▸ Extracted records:
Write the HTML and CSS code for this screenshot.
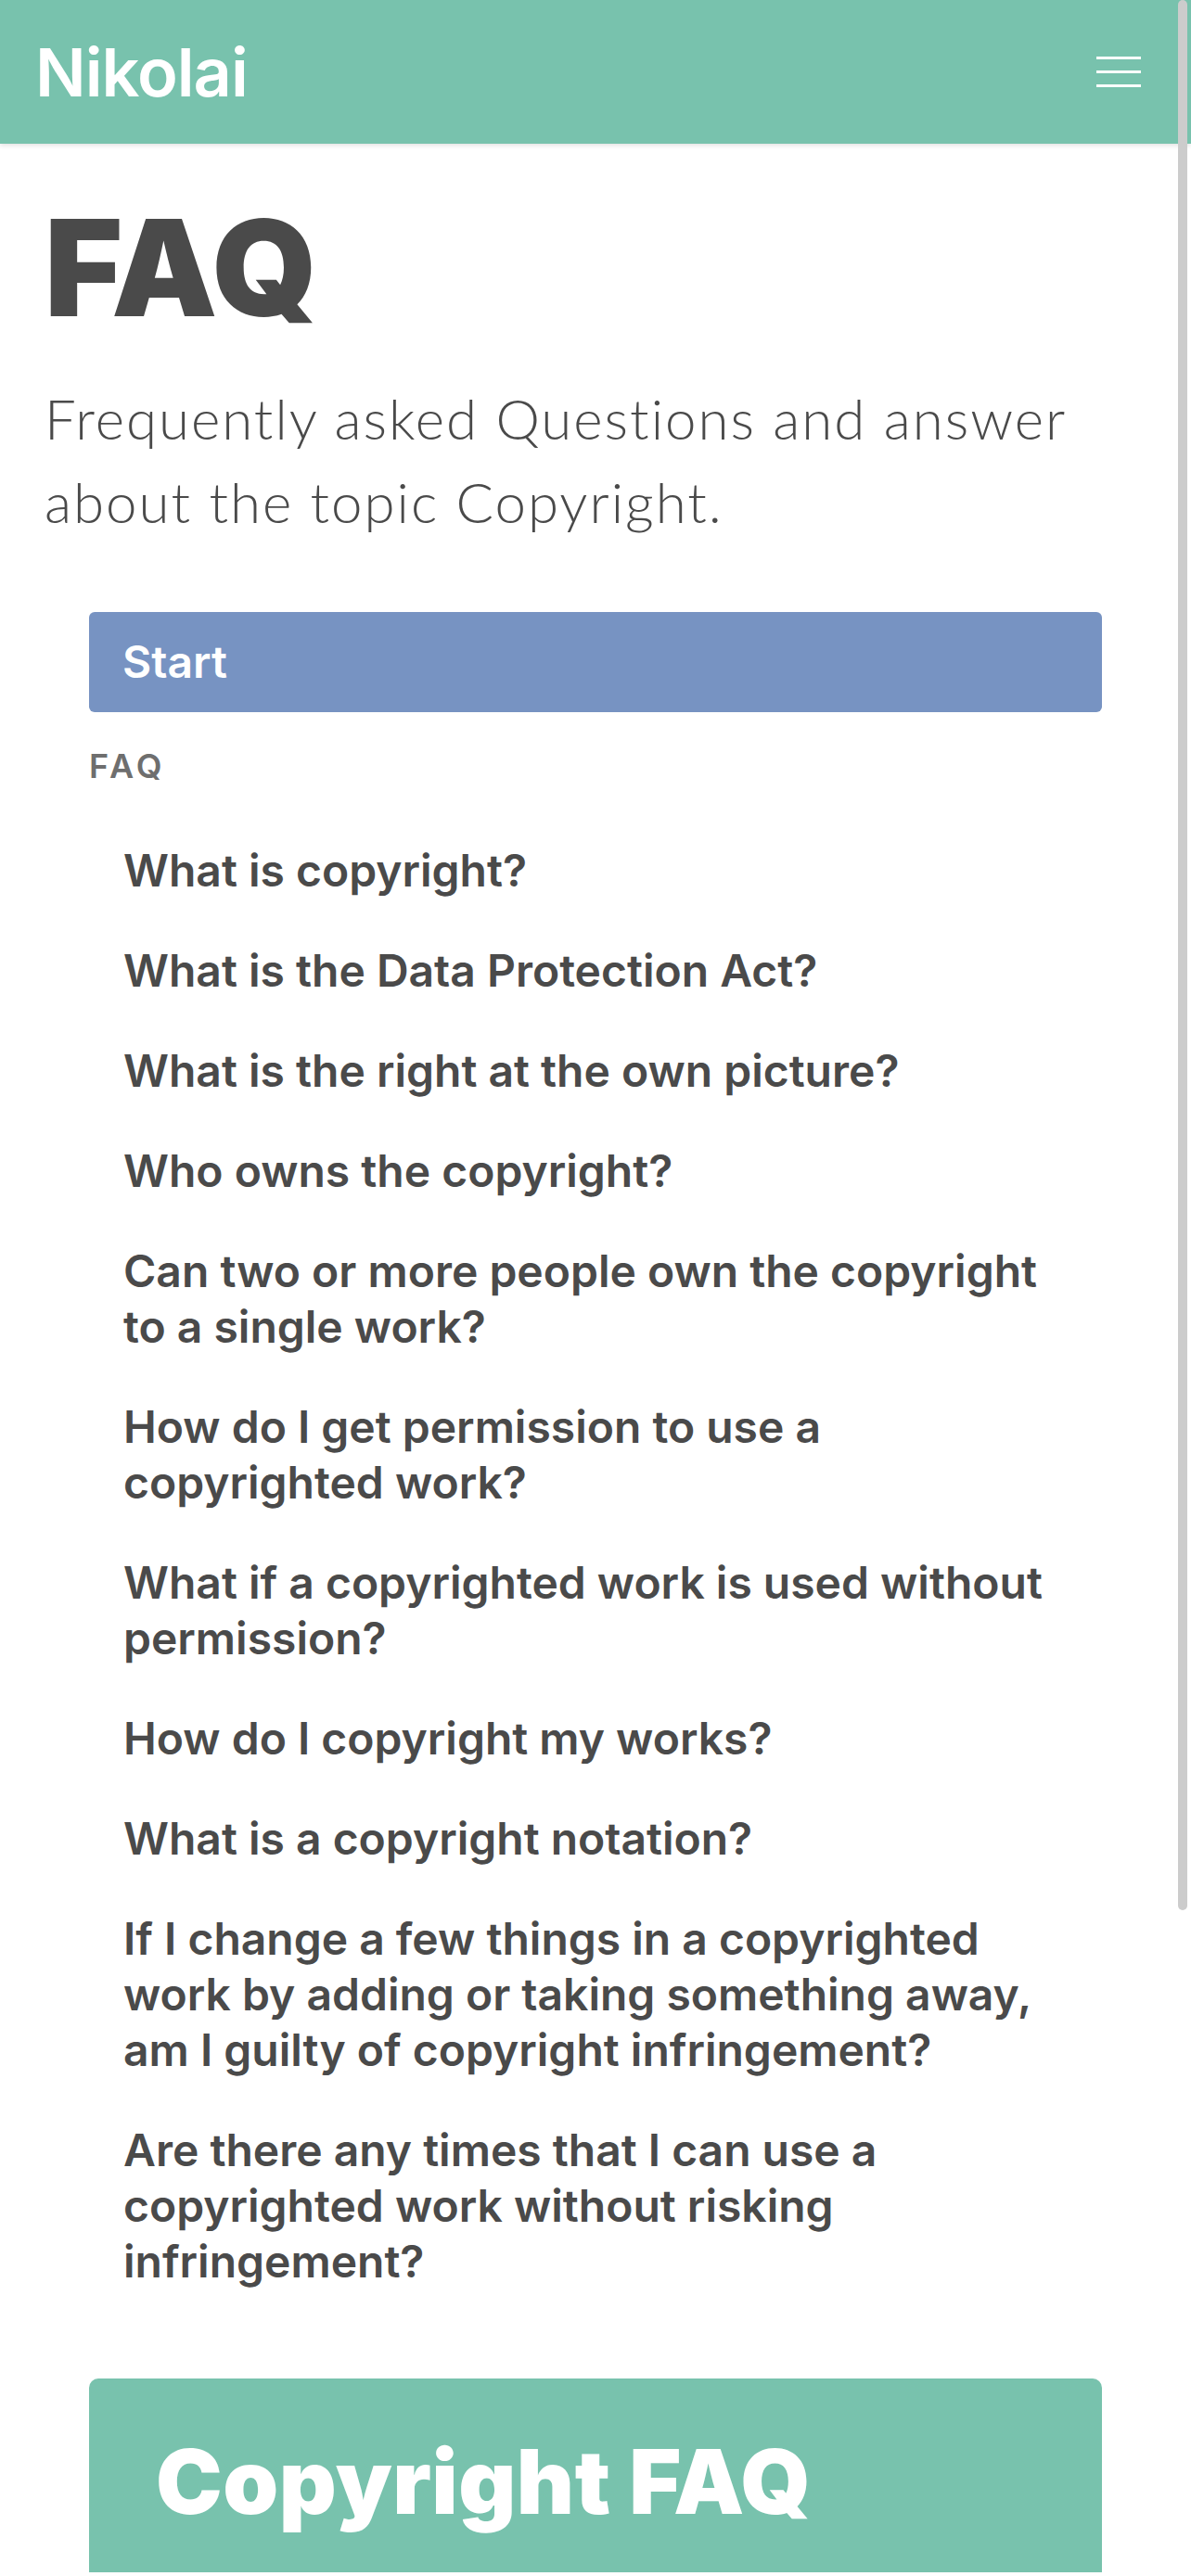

* * *

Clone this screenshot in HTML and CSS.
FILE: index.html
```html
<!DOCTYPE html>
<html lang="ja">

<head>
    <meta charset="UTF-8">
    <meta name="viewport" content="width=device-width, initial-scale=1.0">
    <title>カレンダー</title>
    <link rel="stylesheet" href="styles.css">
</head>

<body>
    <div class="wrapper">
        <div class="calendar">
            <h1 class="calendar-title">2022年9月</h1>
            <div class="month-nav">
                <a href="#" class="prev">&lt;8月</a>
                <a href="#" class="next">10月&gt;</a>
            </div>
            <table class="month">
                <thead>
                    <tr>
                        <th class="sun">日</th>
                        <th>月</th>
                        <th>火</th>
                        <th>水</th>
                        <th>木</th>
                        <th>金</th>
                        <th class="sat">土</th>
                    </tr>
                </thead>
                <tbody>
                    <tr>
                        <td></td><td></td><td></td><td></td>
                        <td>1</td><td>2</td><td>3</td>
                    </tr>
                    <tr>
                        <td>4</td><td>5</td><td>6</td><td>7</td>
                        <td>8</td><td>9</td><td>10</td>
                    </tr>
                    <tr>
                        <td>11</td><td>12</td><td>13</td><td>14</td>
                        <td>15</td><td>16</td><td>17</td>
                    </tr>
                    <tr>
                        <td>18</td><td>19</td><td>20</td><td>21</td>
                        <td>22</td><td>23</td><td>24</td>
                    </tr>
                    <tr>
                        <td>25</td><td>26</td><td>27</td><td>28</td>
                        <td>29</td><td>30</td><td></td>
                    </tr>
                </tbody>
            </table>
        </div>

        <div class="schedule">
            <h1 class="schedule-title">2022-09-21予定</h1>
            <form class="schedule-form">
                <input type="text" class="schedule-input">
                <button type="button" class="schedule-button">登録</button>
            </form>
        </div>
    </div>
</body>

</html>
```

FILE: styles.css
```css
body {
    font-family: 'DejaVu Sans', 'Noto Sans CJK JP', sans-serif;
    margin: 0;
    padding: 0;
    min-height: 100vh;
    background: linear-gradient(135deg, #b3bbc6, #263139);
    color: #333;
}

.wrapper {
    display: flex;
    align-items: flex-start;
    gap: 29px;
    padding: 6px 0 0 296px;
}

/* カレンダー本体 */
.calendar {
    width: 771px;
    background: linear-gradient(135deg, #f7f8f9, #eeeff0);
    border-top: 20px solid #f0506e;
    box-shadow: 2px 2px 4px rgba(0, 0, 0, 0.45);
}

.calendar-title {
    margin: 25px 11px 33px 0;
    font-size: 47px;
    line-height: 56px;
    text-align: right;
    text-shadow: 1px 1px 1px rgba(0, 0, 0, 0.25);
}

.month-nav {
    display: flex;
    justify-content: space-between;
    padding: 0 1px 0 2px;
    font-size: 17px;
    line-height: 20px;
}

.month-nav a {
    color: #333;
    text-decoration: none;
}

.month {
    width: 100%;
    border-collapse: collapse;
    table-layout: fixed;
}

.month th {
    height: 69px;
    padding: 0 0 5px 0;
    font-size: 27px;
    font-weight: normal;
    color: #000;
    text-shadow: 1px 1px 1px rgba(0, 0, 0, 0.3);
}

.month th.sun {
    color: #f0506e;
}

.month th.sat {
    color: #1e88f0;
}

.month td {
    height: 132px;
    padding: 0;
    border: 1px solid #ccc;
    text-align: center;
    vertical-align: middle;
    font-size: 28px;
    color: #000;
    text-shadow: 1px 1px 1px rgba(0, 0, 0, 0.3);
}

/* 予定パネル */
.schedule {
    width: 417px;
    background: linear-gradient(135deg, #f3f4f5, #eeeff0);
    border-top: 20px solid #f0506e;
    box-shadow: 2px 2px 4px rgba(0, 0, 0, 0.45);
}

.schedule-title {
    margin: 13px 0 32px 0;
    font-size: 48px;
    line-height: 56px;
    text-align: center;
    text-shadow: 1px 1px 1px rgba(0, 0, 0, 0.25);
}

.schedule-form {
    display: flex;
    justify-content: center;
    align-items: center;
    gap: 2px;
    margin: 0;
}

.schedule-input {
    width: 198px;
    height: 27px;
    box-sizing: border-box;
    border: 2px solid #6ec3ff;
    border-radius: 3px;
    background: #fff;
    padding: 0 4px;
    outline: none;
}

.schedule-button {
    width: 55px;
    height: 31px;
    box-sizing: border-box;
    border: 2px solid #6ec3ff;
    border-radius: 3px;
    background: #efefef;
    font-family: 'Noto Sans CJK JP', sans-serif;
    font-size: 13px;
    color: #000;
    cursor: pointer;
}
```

---

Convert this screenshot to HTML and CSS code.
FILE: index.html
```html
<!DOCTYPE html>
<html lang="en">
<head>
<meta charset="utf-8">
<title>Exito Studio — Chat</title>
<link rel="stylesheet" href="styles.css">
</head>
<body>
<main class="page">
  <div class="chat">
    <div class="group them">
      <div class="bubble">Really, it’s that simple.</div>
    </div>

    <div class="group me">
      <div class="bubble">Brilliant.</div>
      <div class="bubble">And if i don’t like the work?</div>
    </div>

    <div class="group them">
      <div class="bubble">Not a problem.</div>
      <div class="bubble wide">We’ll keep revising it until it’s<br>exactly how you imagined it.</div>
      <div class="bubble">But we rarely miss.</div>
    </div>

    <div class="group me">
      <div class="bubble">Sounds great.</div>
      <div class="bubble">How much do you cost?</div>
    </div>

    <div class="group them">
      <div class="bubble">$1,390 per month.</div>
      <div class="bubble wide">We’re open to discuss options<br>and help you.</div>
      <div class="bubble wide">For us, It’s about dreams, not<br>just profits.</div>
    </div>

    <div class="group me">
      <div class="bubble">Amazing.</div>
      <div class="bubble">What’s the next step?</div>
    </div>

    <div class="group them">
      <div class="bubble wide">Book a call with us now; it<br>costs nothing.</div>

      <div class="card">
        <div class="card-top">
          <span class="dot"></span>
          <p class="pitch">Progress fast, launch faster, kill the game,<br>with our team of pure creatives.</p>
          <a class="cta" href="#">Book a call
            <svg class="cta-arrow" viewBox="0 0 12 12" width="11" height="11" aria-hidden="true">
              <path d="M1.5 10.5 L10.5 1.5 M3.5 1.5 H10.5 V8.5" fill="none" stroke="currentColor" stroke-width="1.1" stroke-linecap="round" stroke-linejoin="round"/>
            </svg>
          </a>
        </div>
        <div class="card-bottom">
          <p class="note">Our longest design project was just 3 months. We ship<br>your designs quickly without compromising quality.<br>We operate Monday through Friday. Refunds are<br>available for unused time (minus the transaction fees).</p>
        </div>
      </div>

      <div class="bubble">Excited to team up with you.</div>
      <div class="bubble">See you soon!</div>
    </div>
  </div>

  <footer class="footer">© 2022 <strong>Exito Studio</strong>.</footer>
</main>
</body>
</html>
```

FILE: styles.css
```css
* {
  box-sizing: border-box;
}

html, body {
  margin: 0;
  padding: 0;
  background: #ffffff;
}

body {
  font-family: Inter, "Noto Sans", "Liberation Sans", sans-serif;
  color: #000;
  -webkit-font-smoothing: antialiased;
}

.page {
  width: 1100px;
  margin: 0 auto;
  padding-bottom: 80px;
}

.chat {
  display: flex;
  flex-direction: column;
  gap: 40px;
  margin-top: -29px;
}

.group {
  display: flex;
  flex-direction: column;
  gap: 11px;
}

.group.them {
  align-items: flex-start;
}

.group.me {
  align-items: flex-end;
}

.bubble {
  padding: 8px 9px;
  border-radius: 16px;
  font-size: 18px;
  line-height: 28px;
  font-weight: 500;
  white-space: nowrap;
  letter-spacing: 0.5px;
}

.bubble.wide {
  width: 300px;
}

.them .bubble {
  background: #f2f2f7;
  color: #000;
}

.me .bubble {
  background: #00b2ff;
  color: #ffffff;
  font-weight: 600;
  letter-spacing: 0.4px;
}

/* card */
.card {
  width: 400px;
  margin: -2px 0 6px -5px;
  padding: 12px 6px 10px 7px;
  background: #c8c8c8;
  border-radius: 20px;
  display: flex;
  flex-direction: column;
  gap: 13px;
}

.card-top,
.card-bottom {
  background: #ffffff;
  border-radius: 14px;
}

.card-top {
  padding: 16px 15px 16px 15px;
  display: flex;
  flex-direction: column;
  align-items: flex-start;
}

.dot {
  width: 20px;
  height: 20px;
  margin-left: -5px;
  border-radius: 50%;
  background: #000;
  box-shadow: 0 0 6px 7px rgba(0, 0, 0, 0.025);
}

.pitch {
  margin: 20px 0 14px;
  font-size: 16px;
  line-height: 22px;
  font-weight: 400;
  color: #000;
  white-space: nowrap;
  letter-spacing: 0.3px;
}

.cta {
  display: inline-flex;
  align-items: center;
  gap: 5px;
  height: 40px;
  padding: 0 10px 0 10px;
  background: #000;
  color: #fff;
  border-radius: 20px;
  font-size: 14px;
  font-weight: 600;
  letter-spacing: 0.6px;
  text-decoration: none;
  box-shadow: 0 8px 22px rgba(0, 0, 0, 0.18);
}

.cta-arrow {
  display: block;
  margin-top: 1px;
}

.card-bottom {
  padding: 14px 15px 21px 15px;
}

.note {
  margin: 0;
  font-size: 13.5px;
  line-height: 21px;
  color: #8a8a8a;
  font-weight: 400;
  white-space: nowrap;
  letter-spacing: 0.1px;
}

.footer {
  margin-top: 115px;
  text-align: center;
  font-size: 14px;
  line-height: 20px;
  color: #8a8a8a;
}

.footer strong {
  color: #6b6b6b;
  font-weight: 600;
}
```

▸ What this task involves:
Your task is to gather every line with the word "code" and copy it.

▸ The output:
Write the HTML and CSS code for this screenshot.
Convert this screenshot to HTML and CSS code.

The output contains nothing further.